One proposal would "weed out or prevent appeals aimed purely at delaying projects" by giving the tribunal the power to refuse to hear cases unless the appellant proves it has merit from the outset.
The report recommends ending the right to appeal affordable housing projects at the tribunal, but it also recommends reinstating developers' right to appeal municipal official plans.
The task force wants the province to have the power to review how cities spend development cost charges to pay for facilities and infrastructure, as well as
"Section 37" charges that go toward community benefits in exchange for higher-than-permitted density.

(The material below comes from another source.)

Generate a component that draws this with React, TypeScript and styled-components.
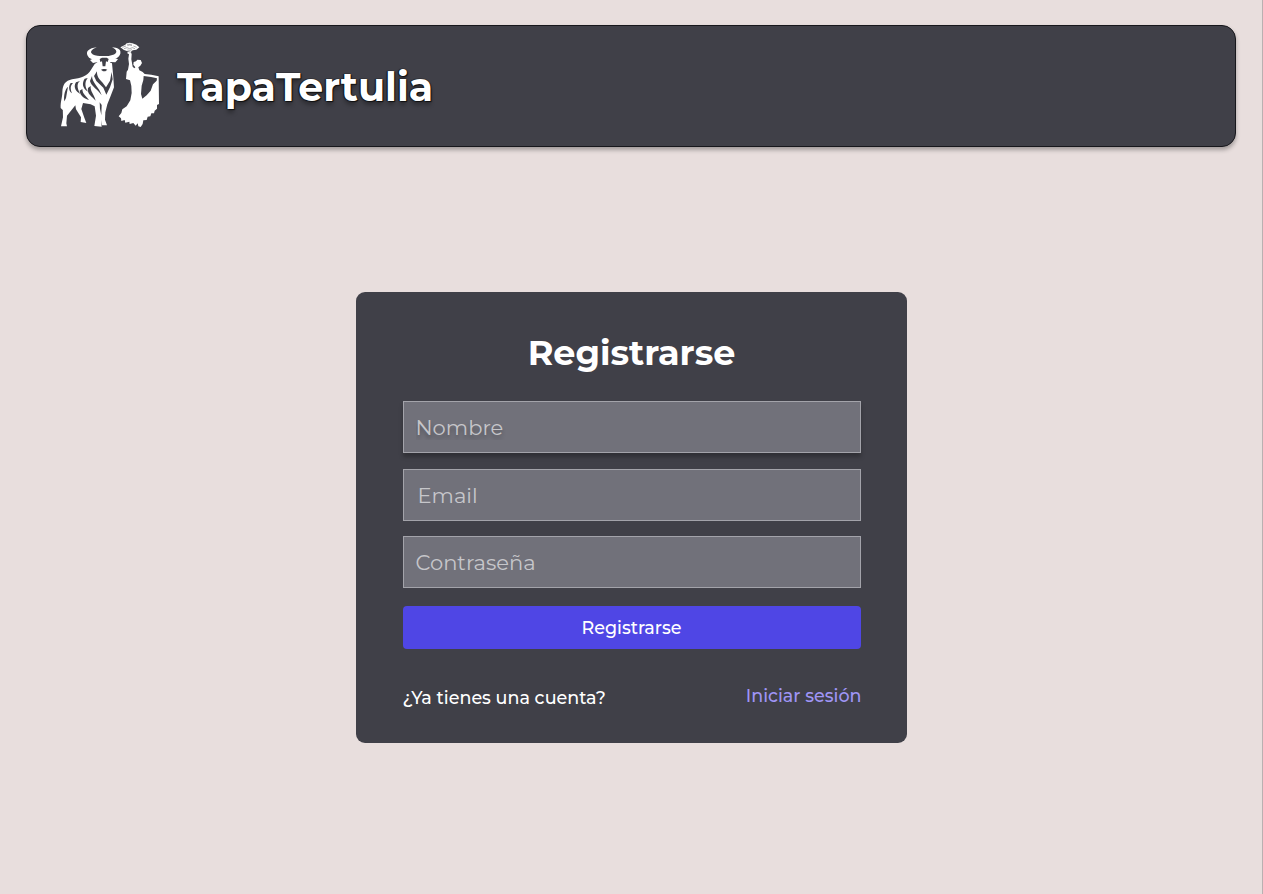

The report is silent on demand-side issues that could be driving up the price of housing in hot markets. More than one-quarter of home purchases in Ontario are currently made by
people who own multiple properties, outnumbering demand from first-time homebuyers or people who are moving.
The report also fails to recommend any changes to real estate sales and marketing practices, such as
blind bidding.
The task force report is just one part of the government's consultations with municipalities, the public and industry on the housing supply, said a spokesperson for Clark, the municipal affairs ahd housing minister.
"A common theme we have heard in our consultations is that it takes too long for housing to get built," Clark's director of communications, Zoe Knowles, said in an email to CBC News. "Lengthy processes and delays drive up the cost of housing, which are passed on to homebuyers and renters."
Housing affordability has been on Ford's political radar for several months, as previously reported by CBC News. The polling firm contracted to do research for Progressive Conservative MPPs was
asking voters in November what the provincial government could do to make housing more affordable.
Last fall, Ford frequently complained that
municipalities were too slow to approve housing developments. In January, the premier
hosted a housing summit with the mayors of all Ontario cities having a population of 100,000 or more.